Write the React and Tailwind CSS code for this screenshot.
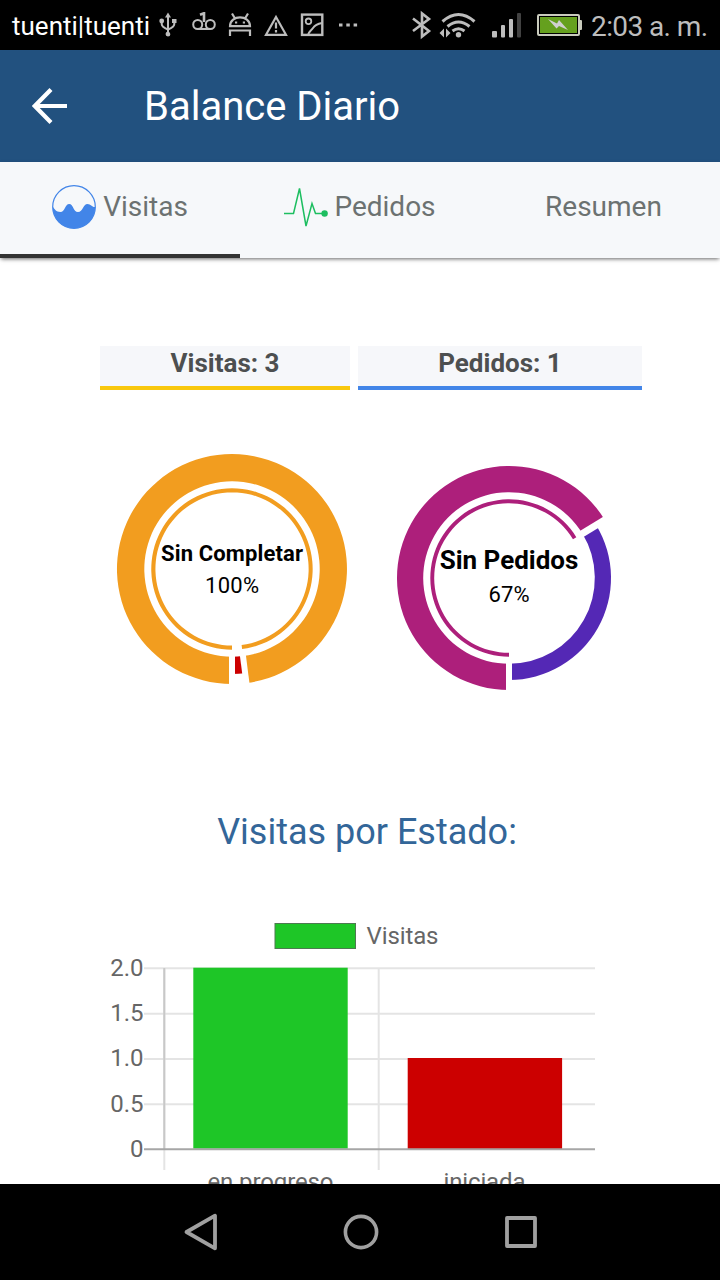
import React from "react";

const rad = (deg) => (deg * Math.PI) / 180;

// Angles are measured clockwise from twelve o'clock.
function point(cx, cy, r, deg) {
  return `${(cx + r * Math.sin(rad(deg))).toFixed(2)} ${(cy - r * Math.cos(rad(deg))).toFixed(2)}`;
}

function sector(cx, cy, inner, outer, from, to) {
  const large = to - from > 180 ? 1 : 0;
  return [
    `M${point(cx, cy, outer, from)}`,
    `A${outer} ${outer} 0 ${large} 1 ${point(cx, cy, outer, to)}`,
    `L${point(cx, cy, inner, to)}`,
    `A${inner} ${inner} 0 ${large} 0 ${point(cx, cy, inner, from)}Z`,
  ].join("");
}

function Cut({ cx, cy, deg, width }) {
  return (
    <path
      d={`M${point(cx, cy, 83, deg)}L${point(cx, cy, 120, deg)}`}
      stroke="#fff"
      strokeWidth={width}
    />
  );
}

function StatusBar() {
  return (
    <header className="flex h-[50px] shrink-0 items-center bg-black pl-3 pr-3 text-[#bdbdbd]">
      <span className="w-[144px] whitespace-nowrap pt-[2px] text-[26px] leading-[50px] text-white">
        tuenti|tuenti
      </span>
      <div className="flex gap-3">
        <svg width="24" height="50" viewBox="0 0 24 50" fill="none" stroke="currentColor" strokeWidth="2">
          <path d="M12 16v17M5.700 21v3q0 3 6.300 5.500M18.300 21v3q0 3-6.300 5.500" />
          <path d="M12 12.500l3 5H9zM16 19h4.500v4H16zM12 31.700a2.400 2.400 0 1 1-.1 4.800a2.400 2.400 0 0 1 .1-4.800" fill="currentColor" stroke="none" />
          <circle cx="5.700" cy="21" r="2.400" fill="currentColor" stroke="none" />
        </svg>
        <svg width="24" height="50" viewBox="0 0 24 50" fill="none" stroke="currentColor" strokeWidth="2">
          <circle cx="5.700" cy="24.500" r="4.500" />
          <circle cx="18.300" cy="24.500" r="4.500" />
          <path d="M5.700 29h12.600" />
          <path d="M8 14.800l3.800-1.500h.2V22" strokeWidth="2.600" />
        </svg>
        <svg width="24" height="50" viewBox="0 0 24 50" fill="none" stroke="currentColor" strokeWidth="2.200">
          <path d="M2 26.200C2 14.500 22 14.500 22 26.200zM4 13.500l3 5M20 13.500l-3 5M2 36v-5.500h20V36" />
          <path d="M7 22.500h2.200M14.800 22.500H17" />
        </svg>
        <svg width="24" height="50" viewBox="0 0 24 50" fill="none" stroke="currentColor" strokeWidth="2.200">
          <path d="M12 17L22 34.800H2zM12 22.500v6M12 30v2.500" />
        </svg>
        <svg width="24" height="50" viewBox="0 0 24 50" fill="none" stroke="currentColor" strokeWidth="2.400">
          <rect x="2" y="14.600" width="20.300" height="20.300" />
          <circle cx="8.500" cy="21.300" r="2.800" strokeWidth="1.800" />
          <path d="M8 35c1-4 3-4 5-7 2-3 4-4 9-5" strokeWidth="2" />
        </svg>
        <svg width="24" height="50" viewBox="0 0 24 50" fill="currentColor">
          <rect x="3" y="23.500" width="3.500" height="3" />
          <rect x="10.300" y="23.500" width="3.500" height="3" />
          <rect x="17.600" y="23.500" width="3.500" height="3" />
        </svg>
      </div>
      <div className="ml-auto flex items-center">
        <svg width="20" height="50" viewBox="0 0 20 50" fill="none" stroke="currentColor" strokeWidth="2.600">
          <path d="M1 18.500l16 12.500-7 5.500V13.500l7 5.500-16 12" />
        </svg>
        <svg className="ml-[7px]" width="38" height="50" viewBox="0 0 38 50" fill="none" stroke="currentColor" strokeWidth="3">
          <path d="M3.500 21.500q16-14 32 0M8.500 26.500q11-9 22 0M13.500 31q6-4.500 12 0" />
          <circle cx="19.500" cy="34.800" r="2.700" fill="currentColor" stroke="none" />
          <path d="M5 28.500v9l-4.500-4.500zM7 28.500v9l4.500-4.500z" fill="currentColor" stroke="none" />
        </svg>
        <svg className="ml-[14px]" width="31" height="50" viewBox="0 0 31 50" fill="currentColor">
          <rect x="1" y="31" width="5" height="6.500" rx="1" />
          <rect x="10" y="25" width="4" height="12.500" rx="1" />
          <rect x="18" y="19" width="4" height="18.500" rx="1" />
          <rect x="26" y="13" width="4" height="24.500" fill="#424242" rx="1" />
        </svg>
        <svg className="ml-[15px]" width="46" height="50" viewBox="0 0 46 50">
          <rect x="1" y="15" width="41" height="20" rx="1" fill="#000" stroke="#c9cbbd" strokeWidth="2" />
          <rect x="3" y="17" width="37" height="16" fill="#65a01e" />
          <rect x="42" y="20" width="3" height="10" rx="1" fill="#c9cbbd" />
          <path d="M11 19l9 4.500 2-3.500 9 10-9-4-2.500 2.500z" fill="#d0d0d0" />
        </svg>
        <span className="ml-[8px] w-[117px] whitespace-nowrap pt-[3px] text-[28px] leading-[48px] tracking-[-0.6px]">2:03 a. m.</span>
      </div>
    </header>
  );
}

function Tabs() {
  return (
    <nav className="z-10 flex h-24 shrink-0 bg-[#f6f8fa] text-[28px] leading-[88px] text-[#6c7271] shadow-[0_2px_4px_-1px_rgba(0,0,0,0.6)]">
      <a className="flex w-60 items-center justify-center gap-[7px] border-b-4 border-[#333] pb-[2px]">
        <svg width="44" height="44" viewBox="0 0 44 44">
          <circle cx="22" cy="22" r="21.300" fill="none" stroke="#4285e8" strokeWidth="1.200" />
          <path d="M.7 21.500C2.500 24 4 27 8.500 27C13 27 13 19 17.200 19C21.500 19 21 27 26 27C31 27 31 19 35.500 19C39 19 40 22.500 43.300 22A21.300 21.300 0 0 1 22 43.300A21.300 21.300 0 0 1 .7 21.500Z" fill="#4285e8" />
        </svg>
        <span>Visitas</span>
      </a>
      <a className="flex w-60 items-center justify-center gap-[6px] border-b-4 border-transparent pb-[2px]">
        <svg width="44" height="44" viewBox="0 0 44 44" fill="none" stroke="#1dbe60" strokeWidth="1.500">
          <path d="M0 28.500h9.500L15.500 3.500 22 41l6-22.500 3.500 10H40" />
          <circle cx="40.600" cy="28.500" r="3.200" fill="#1dbe60" stroke="none" />
        </svg>
        <span>Pedidos</span>
      </a>
      <a className="flex w-60 items-center justify-center border-b-4 border-transparent pb-[2px] pl-[7px]">
        <span>Resumen</span>
      </a>
    </nav>
  );
}

function Donuts() {
  return (
    <svg
      className="mt-[50px] block shrink-0"
      width="720"
      height="260"
      viewBox="0 440 720 260"
      textAnchor="middle"
      fontFamily="Roboto, sans-serif"
    >
      <path d={sector(232, 569, 87.7, 115, 180, 532.8)} fill="#f29d1f" />
      <path d={sector(232, 569, 87.7, 105, 172.8, 180)} fill="#cc0000" />
      <Cut cx={232} cy={569} deg={180} width={6} />
      <Cut cx={232} cy={569} deg={172.8} width={6} />
      <path d={sector(232, 569, 76.6, 80.7, 180, 532.8)} fill="#f29d1f" />
      <text x="232" y="561" fontSize="22" fontWeight="700" textLength="142">Sin Completar</text>
      <text x="232" y="593" fontSize="22" textLength="54">100%</text>

      <path d={sector(509, 578, 85.8, 112, 180, 418.8)} fill="#ad1f7b" />
      <path d={sector(509, 578, 85.8, 102, 58.8, 180)} fill="#5428b5" />
      <Cut cx={509} cy={578} deg={180} width={6} />
      <Cut cx={509} cy={578} deg={58.8} width={7} />
      <path d={sector(509, 578, 74.8, 78.7, 180, 418.8)} fill="#ad1f7b" />
      <text x="509" y="569" fontSize="26" fontWeight="700" textLength="138.500">Sin Pedidos</text>
      <text x="509" y="602" fontSize="22" textLength="41">67%</text>
    </svg>
  );
}

const ticks = [
  ["2.0", 968.3],
  ["1.5", 1013.7],
  ["1.0", 1058.9],
  ["0.5", 1104.2],
];

function BarChart() {
  return (
    <svg
      className="mt-[42px] block shrink-0"
      width="720"
      height="300"
      viewBox="0 900 720 300"
      fontFamily="Roboto, sans-serif"
      fontSize="24"
      fill="#666"
    >
      <rect x="275" y="923.500" width="80.500" height="25" fill="#1ec627" stroke="#4d7a50" />
      <text x="366.500" y="944" textLength="72">Visitas</text>
      <g stroke="#e4e4e4" strokeWidth="2">
        {ticks.map(([label, y]) => (
          <path key={label} d={`M144 ${y}H595`} />
        ))}
        <path d="M164.300 968V1170M378.700 968V1170" />
        <path d="M164.300 968V1149" stroke="#c8c8c8" />
      </g>
      <rect x="193.300" y="967.700" width="154.400" height="181" fill="#1ec627" />
      <rect x="407.700" y="1058" width="154.400" height="91" fill="#cc0000" />
      <path d="M144 1149.300H595" stroke="#a6a6a6" strokeWidth="2" />
      <g textAnchor="end">
        {ticks.map(([label, y]) => (
          <text key={label} x="143.500" y={y + 7.5}>{label}</text>
        ))}
        <text x="143.500" y="1156.800">0</text>
      </g>
      <g textAnchor="middle">
        <text x="270.500" y="1190" textLength="126">en progreso</text>
        <text x="484.500" y="1190" textLength="82">iniciada</text>
      </g>
    </svg>
  );
}

function NavBar() {
  return (
    <footer className="flex h-24 shrink-0 items-center bg-black pl-[183px] text-[#a0a0a0]">
      <svg width="36" height="40" viewBox="0 0 36 40" fill="none" stroke="currentColor" strokeWidth="3.800" strokeLinejoin="round">
        <path d="M3.500 20L32 3.700v32.600z" />
      </svg>
      <svg className="ml-[124px]" width="36" height="40" viewBox="0 0 36 40" fill="none" stroke="currentColor" strokeWidth="3.600">
        <circle cx="18" cy="20" r="15.600" />
      </svg>
      <svg className="ml-[124px]" width="36" height="40" viewBox="0 0 36 40" fill="none" stroke="currentColor" strokeWidth="3.800" strokeLinejoin="round">
        <rect x="4" y="6" width="28" height="28" />
      </svg>
    </footer>
  );
}

export default function App() {
  return (
    <div className="flex h-[1280px] w-[720px] flex-col overflow-hidden bg-white font-[Roboto,sans-serif]">
      <StatusBar />
      <div className="flex h-28 shrink-0 items-center bg-[#22517f] pl-8 text-white">
        <svg width="36" height="40" viewBox="0 0 36 40" fill="none" stroke="currentColor" strokeWidth="4.200">
          <path d="M3 20h32M19 3.500L2.800 20 19 36.500" />
        </svg>
        <h1 className="ml-[76px] pt-[2px] text-[40px] leading-[48px]">Balance Diario</h1>
      </div>
      <Tabs />
      <main className="flex min-h-0 flex-1 flex-col overflow-hidden pt-[88px]">
        <div className="flex gap-2 pl-[100px] text-center text-[26px] font-bold leading-[34px] text-[#4d4f50]">
          <div className="h-11 w-[250px] shrink-0 border-b-4 border-[#f9c80e] bg-[#f6f7fa]">Visitas: 3</div>
          <div className="h-11 w-[284px] shrink-0 border-b-4 border-[#4285e8] bg-[#f6f7fa]">Pedidos: 1</div>
        </div>
        <Donuts />
        <h2 className="mt-[110px] h-12 shrink-0 pl-[14px] text-center text-[36px] leading-[44px] text-[#336699]">
          Visitas por Estado:
        </h2>
        <BarChart />
      </main>
      <NavBar />
    </div>
  );
}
────
** Written exercise **
Begin at the first line of the material and copy each line exactly through the one containing "const rad = (deg) => (deg * Math.PI) / 180;". Omit pictures.

** Complete response **
Write the React and Tailwind CSS code for this screenshot.
import React from "react";

const rad = (deg) => (deg * Math.PI) / 180;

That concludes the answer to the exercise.